Una mañana, nuestros hijos más pequeños decidieron levantarse temprano y prepararse el desayuno. Ese sábado, cansados tras una semana agotadora, mi esposa y yo estábamos tratando de dormir hasta, al menos, las siete de la mañana. De repente, ¡oí un ruido tremendo! Salté de la cama, bajé la escalera corriendo y encontré un bol roto, cereales por todo el piso y a Jonás —nuestro hijo de cinco años— tratando desesperadamente de barrer (más bien embadurnar) el pegajoso caos.
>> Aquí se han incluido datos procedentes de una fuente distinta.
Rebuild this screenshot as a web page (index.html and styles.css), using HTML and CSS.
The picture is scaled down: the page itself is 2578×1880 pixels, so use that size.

Mis hijos tenían hambre, pero decidieron no pedir ayuda. Prefirieron la independencia a la dependencia, y el resultado no fue, claramente, una delicia culinaria.
En términos humanos, los hijos deben pasar de la dependencia a la independencia. Pero, en nuestra relación con Dios, la madurez significa pasar de la independencia a la dependencia. La oración es donde lo ponemos en práctica. Cuando Jesús enseñó a sus discípulos a orar «el pan nuestro de cada día, dánoslo hoy» (Mateo 6:11), hablaba de la dependencia. El pan es una metáfora del sustento y la guía (vv. 11-13). Dependemos de Dios para todo esto y más.
No hay creyentes en Jesús autodidactas, y nunca nos graduaremos de su gracia. Comencemos siempre nuestro día en la postura de la dependencia, orando al «Padre nuestro que [está] en los cielos» (v. 9).